Dash2Sim converts monocular dashcam videos into metric geo-referenced 4D driving logs verifiable against independent maps without annotations.

A machine-rendered reading of the paper's core claim, the machinery that carries it, and where it could break.

The paper presents a framework that extracts accurate 4D scenes from ordinary dashcam footage captured in the wild. It produces logs that plug directly into existing simulators and checks them against maintained maps. The resulting ROADWork4D dataset covers thousands of work-zone scenes across many cities. Tests on a verified subset show that current planners, even rule-based ones, cannot execute the lane changes these temporary zones demand. Depth estimates from the same process also raise the quality of novel-view synthesis.

Core claim

Dash2Sim turns in-the-wild monocular dashcam videos into metric, geo-referenced 4D driving logs compatible with existing simulators, and verifies each one against an independently maintained map without annotations. Applied to a large video corpus it produces the ROADWork4D benchmark of 4,244 scenes containing 2.7M 3D objects across 17 cities.

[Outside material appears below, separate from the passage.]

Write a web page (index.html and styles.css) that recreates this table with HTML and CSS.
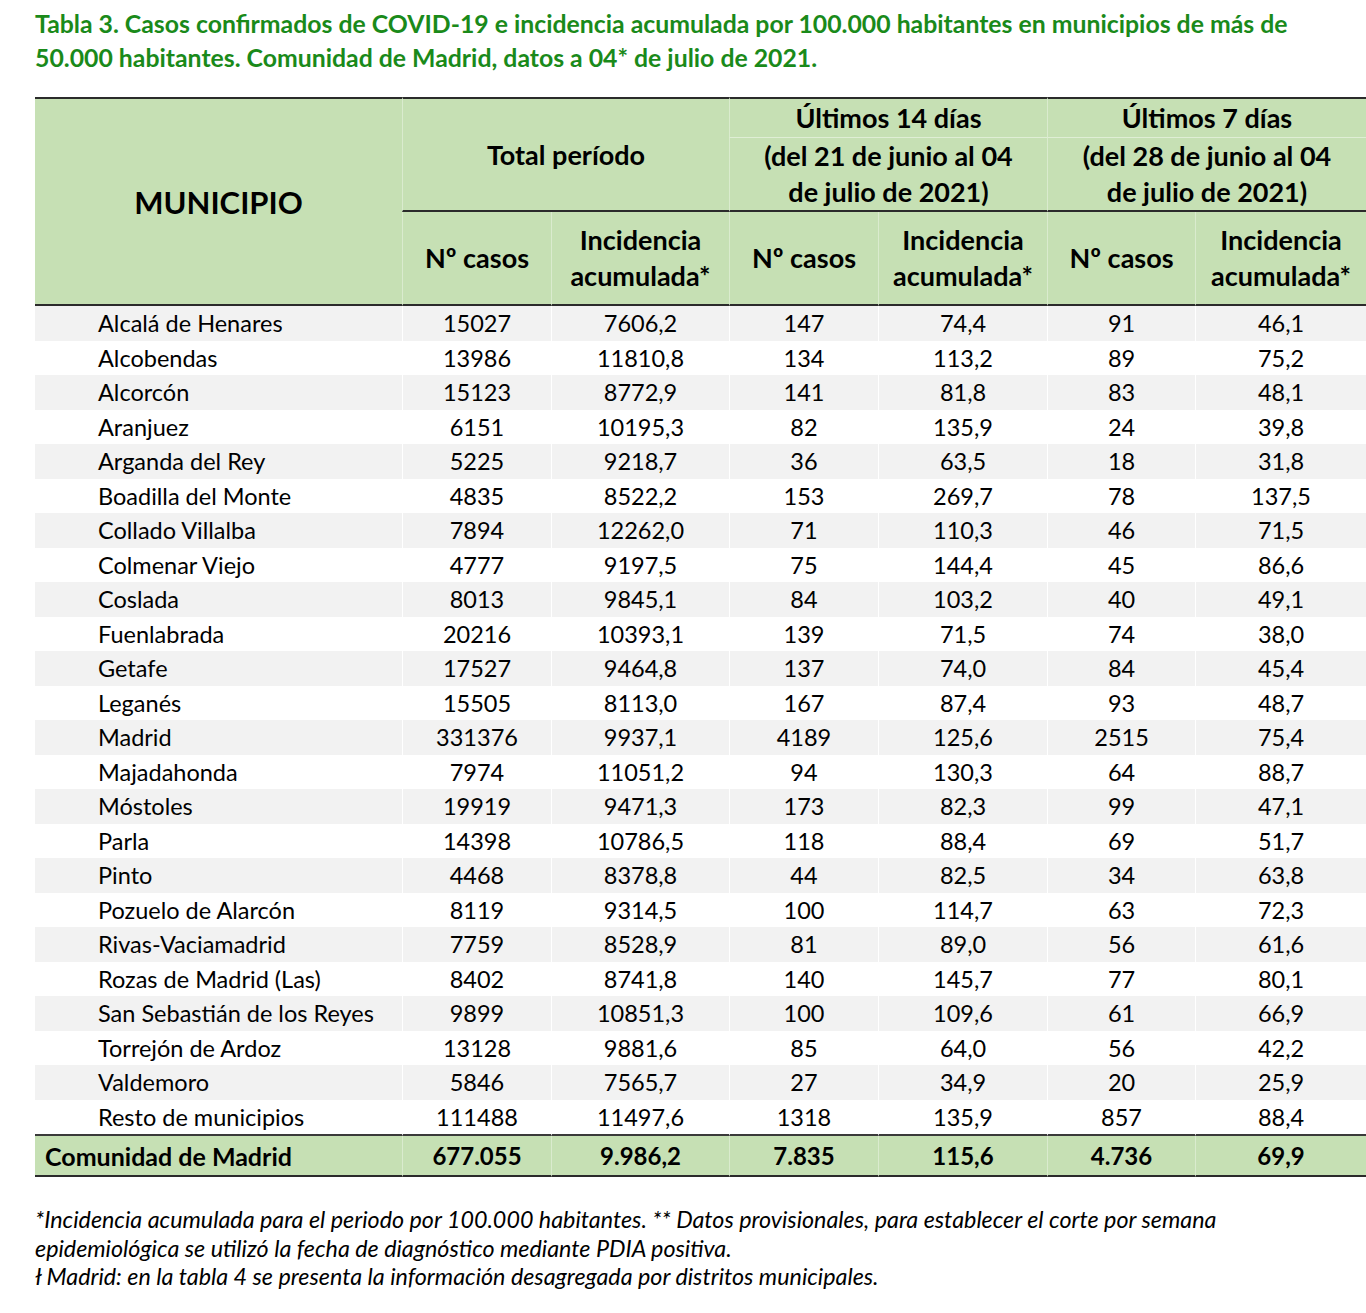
FILE: index.html
```html
<!DOCTYPE html>
<html lang="es">
<head>
<meta charset="utf-8">
<title>Tabla 3</title>
<link rel="stylesheet" href="styles.css">
</head>
<body>
<div class="page">
  <h1 class="title">Tabla 3. Casos confirmados de COVID-19 e incidencia acumulada por 100.000 habitantes en municipios de más de<br>50.000 habitantes. Comunidad de Madrid, datos a 04* de julio de 2021.</h1>
  <table class="data">
    <colgroup>
      <col class="c-mun"><col class="c-n1"><col class="c-i1"><col class="c-n2"><col class="c-i2"><col class="c-n3"><col class="c-i3">
    </colgroup>
    <thead>
      <tr class="hr-a">
        <th rowspan="3" class="mun-h first">MUNICIPIO</th>
        <th rowspan="2" colspan="2" class="grp total-h">Total período</th>
        <th colspan="2" class="grp top-only">Últimos 14 días</th>
        <th colspan="2" class="grp top-only">Últimos 7 días</th>
      </tr>
      <tr class="hr-b">
        <th colspan="2" class="grp range">(del 21 de junio al 04<br>de julio de 2021)</th>
        <th colspan="2" class="grp range">(del 28 de junio al 04<br>de julio de 2021)</th>
      </tr>
      <tr class="hr-c">
        <th class="sub">Nº casos</th>
        <th class="sub">Incidencia<br>acumulada*</th>
        <th class="sub">Nº casos</th>
        <th class="sub">Incidencia<br>acumulada*</th>
        <th class="sub">Nº casos</th>
        <th class="sub">Incidencia<br>acumulada*</th>
      </tr>
    </thead>
    <tbody>
      <tr><td class="name">Alcalá de Henares</td><td>15027</td><td>7606,2</td><td>147</td><td>74,4</td><td>91</td><td>46,1</td></tr>
      <tr><td class="name">Alcobendas</td><td>13986</td><td>11810,8</td><td>134</td><td>113,2</td><td>89</td><td>75,2</td></tr>
      <tr><td class="name">Alcorcón</td><td>15123</td><td>8772,9</td><td>141</td><td>81,8</td><td>83</td><td>48,1</td></tr>
      <tr><td class="name">Aranjuez</td><td>6151</td><td>10195,3</td><td>82</td><td>135,9</td><td>24</td><td>39,8</td></tr>
      <tr><td class="name">Arganda del Rey</td><td>5225</td><td>9218,7</td><td>36</td><td>63,5</td><td>18</td><td>31,8</td></tr>
      <tr><td class="name">Boadilla del Monte</td><td>4835</td><td>8522,2</td><td>153</td><td>269,7</td><td>78</td><td>137,5</td></tr>
      <tr><td class="name">Collado Villalba</td><td>7894</td><td>12262,0</td><td>71</td><td>110,3</td><td>46</td><td>71,5</td></tr>
      <tr><td class="name">Colmenar Viejo</td><td>4777</td><td>9197,5</td><td>75</td><td>144,4</td><td>45</td><td>86,6</td></tr>
      <tr><td class="name">Coslada</td><td>8013</td><td>9845,1</td><td>84</td><td>103,2</td><td>40</td><td>49,1</td></tr>
      <tr><td class="name">Fuenlabrada</td><td>20216</td><td>10393,1</td><td>139</td><td>71,5</td><td>74</td><td>38,0</td></tr>
      <tr><td class="name">Getafe</td><td>17527</td><td>9464,8</td><td>137</td><td>74,0</td><td>84</td><td>45,4</td></tr>
      <tr><td class="name">Leganés</td><td>15505</td><td>8113,0</td><td>167</td><td>87,4</td><td>93</td><td>48,7</td></tr>
      <tr><td class="name">Madrid</td><td>331376</td><td>9937,1</td><td>4189</td><td>125,6</td><td>2515</td><td>75,4</td></tr>
      <tr><td class="name">Majadahonda</td><td>7974</td><td>11051,2</td><td>94</td><td>130,3</td><td>64</td><td>88,7</td></tr>
      <tr><td class="name">Móstoles</td><td>19919</td><td>9471,3</td><td>173</td><td>82,3</td><td>99</td><td>47,1</td></tr>
      <tr><td class="name">Parla</td><td>14398</td><td>10786,5</td><td>118</td><td>88,4</td><td>69</td><td>51,7</td></tr>
      <tr><td class="name">Pinto</td><td>4468</td><td>8378,8</td><td>44</td><td>82,5</td><td>34</td><td>63,8</td></tr>
      <tr><td class="name">Pozuelo de Alarcón</td><td>8119</td><td>9314,5</td><td>100</td><td>114,7</td><td>63</td><td>72,3</td></tr>
      <tr><td class="name">Rivas-Vaciamadrid</td><td>7759</td><td>8528,9</td><td>81</td><td>89,0</td><td>56</td><td>61,6</td></tr>
      <tr><td class="name">Rozas de Madrid (Las)</td><td>8402</td><td>8741,8</td><td>140</td><td>145,7</td><td>77</td><td>80,1</td></tr>
      <tr><td class="name">San Sebastián de los Reyes</td><td>9899</td><td>10851,3</td><td>100</td><td>109,6</td><td>61</td><td>66,9</td></tr>
      <tr><td class="name">Torrejón de Ardoz</td><td>13128</td><td>9881,6</td><td>85</td><td>64,0</td><td>56</td><td>42,2</td></tr>
      <tr><td class="name">Valdemoro</td><td>5846</td><td>7565,7</td><td>27</td><td>34,9</td><td>20</td><td>25,9</td></tr>
      <tr class="last"><td class="name">Resto de municipios</td><td>111488</td><td>11497,6</td><td>1318</td><td>135,9</td><td>857</td><td>88,4</td></tr>
    </tbody>
    <tfoot>
      <tr class="total">
        <td class="name-total">Comunidad de Madrid</td><td>677.055</td><td>9.986,2</td><td>7.835</td><td>115,6</td><td>4.736</td><td>69,9</td>
      </tr>
    </tfoot>
  </table>
  <div class="notes">
    <p>*Incidencia acumulada para el periodo por 100.000 habitantes. ** Datos provisionales, para establecer el corte por semana<br>epidemiológica se utilizó la fecha de diagnóstico mediante PDIA positiva.</p>
    <p>ł Madrid: en la tabla 4 se presenta la información desagregada por distritos municipales.</p>
  </div>
</div>
</body>
</html>
```

FILE: styles.css
```css
html, body {
  margin: 0;
  padding: 0;
  background: #ffffff;
}

body {
  font-family: "Lato", "Open Sans", "Liberation Sans", sans-serif;
  color: #000000;
}

.page {
  padding: 7px 0 0 35px;
}

.title {
  margin: 0;
  font-size: 24.8px;
  line-height: 34px;
  font-weight: 700;
  color: #1a8a1a;
  white-space: nowrap;
}

.data {
  margin-top: 22px;
  width: 1331px;
  table-layout: fixed;
  border-collapse: separate;
  border-spacing: 0;
  font-size: 23.5px;
}

.c-mun { width: 367px; }
.c-n1 { width: 149px; }
.c-i1 { width: 178px; }
.c-n2 { width: 149px; }
.c-i2 { width: 169px; }
.c-n3 { width: 148px; }
.c-i3 { width: 171px; }

.data th {
  background: #c6e0b4;
  font-weight: 700;
  font-size: 27px;
  text-align: center;
  vertical-align: middle;
  padding: 0;
  line-height: 36px;
  border-left: 1px solid rgba(255, 255, 255, 0.35);
  white-space: nowrap;
}

.data th.first {
  border-left: none;
}

.hr-a th {
  border-top: 2px solid #2b2b2b;
}

.hr-a { height: 40px; }
.hr-b { height: 71px; }
.hr-c { height: 94px; }

.data th.mun-h {
  font-size: 31px;
  border-bottom: 2px solid #2b2b2b;
}

.total-h {
  border-bottom: 2px solid #2b2b2b;
}

.top-only {
  line-height: 36px;
}

.range {
  border-top: 1px solid rgba(255, 255, 255, 0.45);
  border-bottom: 2px solid #2b2b2b;
}

.hr-c th {
  border-bottom: 2px solid #2b2b2b;
}

.data td {
  padding: 0;
  height: 34.5px;
  line-height: 34px;
  text-align: center;
  vertical-align: middle;
  border-left: 1px solid #ffffff;
  white-space: nowrap;
}

.data td:first-child {
  border-left: none;
}

.data tbody tr:nth-child(odd) td {
  background: #f2f2f2;
}

.data td.name {
  text-align: left;
  padding-left: 63px;
}

.data tr.last td {
  border-bottom: 2px solid #3a3a3a;
}

.data tr.total td {
  background: #c6e0b4;
  font-weight: 700;
  font-size: 24px;
  height: 39px;
  border-left: 1px solid rgba(255, 255, 255, 0.35);
  border-bottom: 2px solid #2b2b2b;
}

.data tr.total td:first-child {
  border-left: none;
}

.data tr.total td.name-total {
  text-align: left;
  padding-left: 10px;
  font-size: 25px;
}

.notes {
  margin-top: 28px;
  font-style: italic;
  font-size: 23.3px;
  line-height: 28.5px;
}

.notes p {
  margin: 0;
  white-space: nowrap;
}
```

On the verified closed-loop subset ROADWork4D-CL all tested planners fail to perform the lane changes required by temporary work-zone channels.

What carries the argument

Dash2Sim pipeline that recovers metric 4D scenes from monocular video and performs annotation-free map verification for simulator compatibility.

If this is right

  • Rule-based, hybrid, and learning-based planners all fail to execute required lane changes in verified work-zone scenarios.
  • Dense depth recovered by the method raises novel-view synthesis quality by up to 19 percent on perceptual metrics.
  • The benchmark supplies 2,201 closed-loop scenes that expose generalization gaps in current planning approaches.
  • Work-zone situations captured from real dashcams become usable for simulation without manual annotation.

Where Pith is reading between the lines

These are editorial extensions of the paper, not claims the author makes directly.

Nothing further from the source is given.